> **Stated exercise**
Set down each line of the material that follows, exactly, with no pictures.

> **Information provided**

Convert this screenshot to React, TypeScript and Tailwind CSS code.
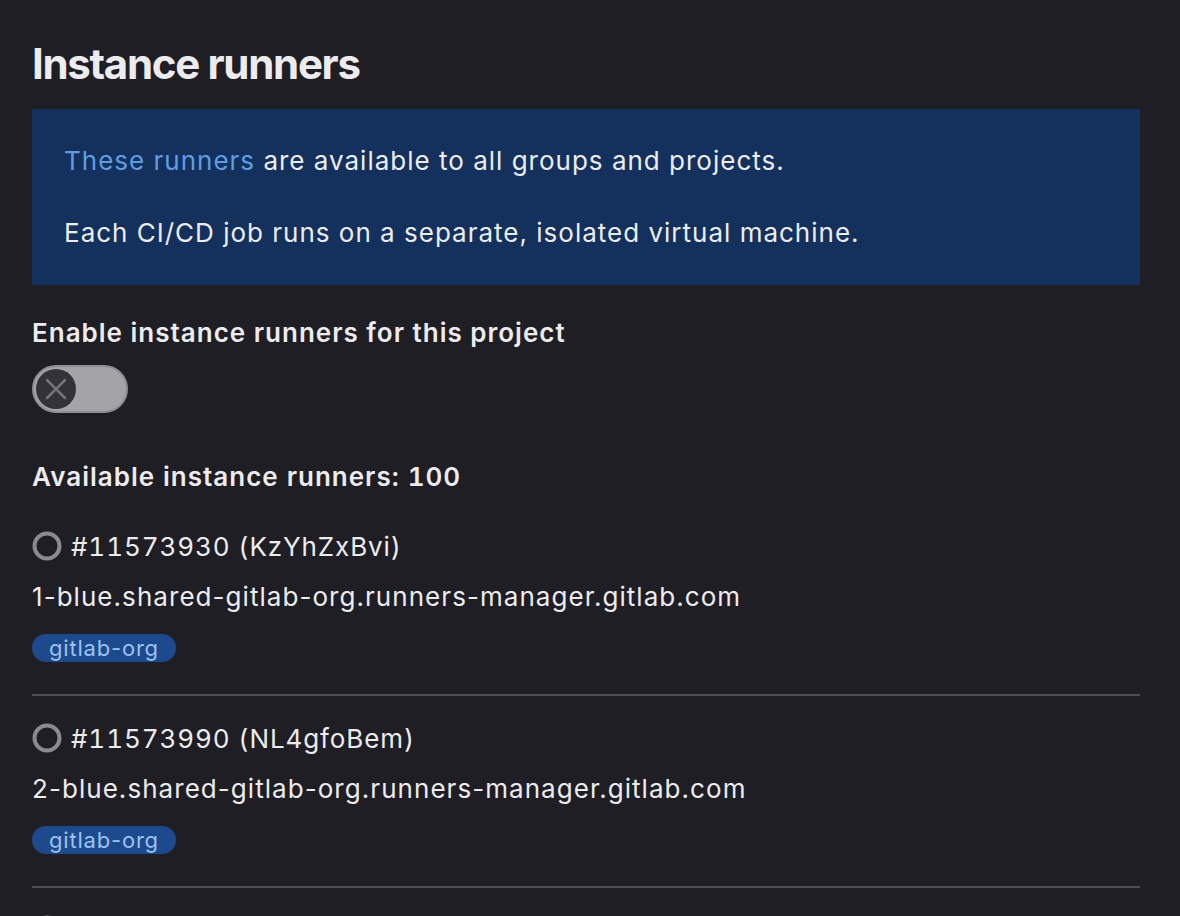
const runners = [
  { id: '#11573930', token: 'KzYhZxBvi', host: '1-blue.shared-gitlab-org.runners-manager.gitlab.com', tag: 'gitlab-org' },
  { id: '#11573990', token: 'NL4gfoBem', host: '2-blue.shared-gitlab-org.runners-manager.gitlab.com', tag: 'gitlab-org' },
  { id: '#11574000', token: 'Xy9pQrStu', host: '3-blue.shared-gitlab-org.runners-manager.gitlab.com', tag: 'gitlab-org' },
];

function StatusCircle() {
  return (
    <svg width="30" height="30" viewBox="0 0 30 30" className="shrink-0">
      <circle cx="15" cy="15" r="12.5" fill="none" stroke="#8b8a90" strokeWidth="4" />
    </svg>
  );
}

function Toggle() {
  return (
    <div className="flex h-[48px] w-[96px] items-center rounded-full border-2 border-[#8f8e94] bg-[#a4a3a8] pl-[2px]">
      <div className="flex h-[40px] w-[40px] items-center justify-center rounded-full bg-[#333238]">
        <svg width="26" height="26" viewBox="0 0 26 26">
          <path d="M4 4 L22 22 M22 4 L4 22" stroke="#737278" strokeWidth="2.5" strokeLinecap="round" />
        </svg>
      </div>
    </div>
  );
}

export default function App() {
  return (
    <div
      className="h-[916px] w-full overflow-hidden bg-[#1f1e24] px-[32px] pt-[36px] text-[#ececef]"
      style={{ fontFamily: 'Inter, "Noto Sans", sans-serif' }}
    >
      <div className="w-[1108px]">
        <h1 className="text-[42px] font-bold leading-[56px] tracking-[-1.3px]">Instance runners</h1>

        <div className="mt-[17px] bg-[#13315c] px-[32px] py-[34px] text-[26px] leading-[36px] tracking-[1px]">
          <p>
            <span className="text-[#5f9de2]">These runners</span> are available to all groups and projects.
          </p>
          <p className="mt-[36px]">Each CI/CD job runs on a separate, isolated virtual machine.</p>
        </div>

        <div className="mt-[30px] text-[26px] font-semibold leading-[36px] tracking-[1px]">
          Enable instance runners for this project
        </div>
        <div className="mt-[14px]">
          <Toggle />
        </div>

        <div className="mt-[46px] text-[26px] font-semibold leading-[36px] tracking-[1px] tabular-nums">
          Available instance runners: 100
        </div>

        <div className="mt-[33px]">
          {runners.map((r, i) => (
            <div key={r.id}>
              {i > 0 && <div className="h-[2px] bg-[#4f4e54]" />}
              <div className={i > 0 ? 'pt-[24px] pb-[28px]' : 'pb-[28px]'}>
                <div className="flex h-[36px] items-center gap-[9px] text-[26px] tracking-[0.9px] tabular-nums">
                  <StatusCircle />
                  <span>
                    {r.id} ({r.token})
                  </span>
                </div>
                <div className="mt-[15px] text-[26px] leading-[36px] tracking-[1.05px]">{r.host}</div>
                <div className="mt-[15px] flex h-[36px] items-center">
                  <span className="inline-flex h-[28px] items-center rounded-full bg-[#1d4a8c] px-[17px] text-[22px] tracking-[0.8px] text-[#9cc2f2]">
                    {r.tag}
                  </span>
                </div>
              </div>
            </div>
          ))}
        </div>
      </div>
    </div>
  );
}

> **Task response**
Convert this screenshot to React, TypeScript and Tailwind CSS code.
const runners = [
  { id: '#11573930', token: 'KzYhZxBvi', host: '1-blue.shared-gitlab-org.runners-manager.gitlab.com', tag: 'gitlab-org' },
  { id: '#11573990', token: 'NL4gfoBem', host: '2-blue.shared-gitlab-org.runners-manager.gitlab.com', tag: 'gitlab-org' },
  { id: '#11574000', token: 'Xy9pQrStu', host: '3-blue.shared-gitlab-org.runners-manager.gitlab.com', tag: 'gitlab-org' },
];

function StatusCircle() {
  return (
    <svg width="30" height="30" viewBox="0 0 30 30" className="shrink-0">
      <circle cx="15" cy="15" r="12.5" fill="none" stroke="#8b8a90" strokeWidth="4" />
    </svg>
  );
}

function Toggle() {
  return (
    <div className="flex h-[48px] w-[96px] items-center rounded-full border-2 border-[#8f8e94] bg-[#a4a3a8] pl-[2px]">
      <div className="flex h-[40px] w-[40px] items-center justify-center rounded-full bg-[#333238]">
        <svg width="26" height="26" viewBox="0 0 26 26">
          <path d="M4 4 L22 22 M22 4 L4 22" stroke="#737278" strokeWidth="2.5" strokeLinecap="round" />
        </svg>
      </div>
    </div>
  );
}

export default function App() {
  return (
    <div
      className="h-[916px] w-full overflow-hidden bg-[#1f1e24] px-[32px] pt-[36px] text-[#ececef]"
      style={{ fontFamily: 'Inter, "Noto Sans", sans-serif' }}
    >
      <div className="w-[1108px]">
        <h1 className="text-[42px] font-bold leading-[56px] tracking-[-1.3px]">Instance runners</h1>

        <div className="mt-[17px] bg-[#13315c] px-[32px] py-[34px] text-[26px] leading-[36px] tracking-[1px]">
          <p>
            <span className="text-[#5f9de2]">These runners</span> are available to all groups and projects.
          </p>
          <p className="mt-[36px]">Each CI/CD job runs on a separate, isolated virtual machine.</p>
        </div>

        <div className="mt-[30px] text-[26px] font-semibold leading-[36px] tracking-[1px]">
          Enable instance runners for this project
        </div>
        <div className="mt-[14px]">
          <Toggle />
        </div>

        <div className="mt-[46px] text-[26px] font-semibold leading-[36px] tracking-[1px] tabular-nums">
          Available instance runners: 100
        </div>

        <div className="mt-[33px]">
          {runners.map((r, i) => (
            <div key={r.id}>
              {i > 0 && <div className="h-[2px] bg-[#4f4e54]" />}
              <div className={i > 0 ? 'pt-[24px] pb-[28px]' : 'pb-[28px]'}>
                <div className="flex h-[36px] items-center gap-[9px] text-[26px] tracking-[0.9px] tabular-nums">
                  <StatusCircle />
                  <span>
                    {r.id} ({r.token})
                  </span>
                </div>
                <div className="mt-[15px] text-[26px] leading-[36px] tracking-[1.05px]">{r.host}</div>
                <div className="mt-[15px] flex h-[36px] items-center">
                  <span className="inline-flex h-[28px] items-center rounded-full bg-[#1d4a8c] px-[17px] text-[22px] tracking-[0.8px] text-[#9cc2f2]">
                    {r.tag}
                  </span>
                </div>
              </div>
            </div>
          ))}
        </div>
      </div>
    </div>
  );
}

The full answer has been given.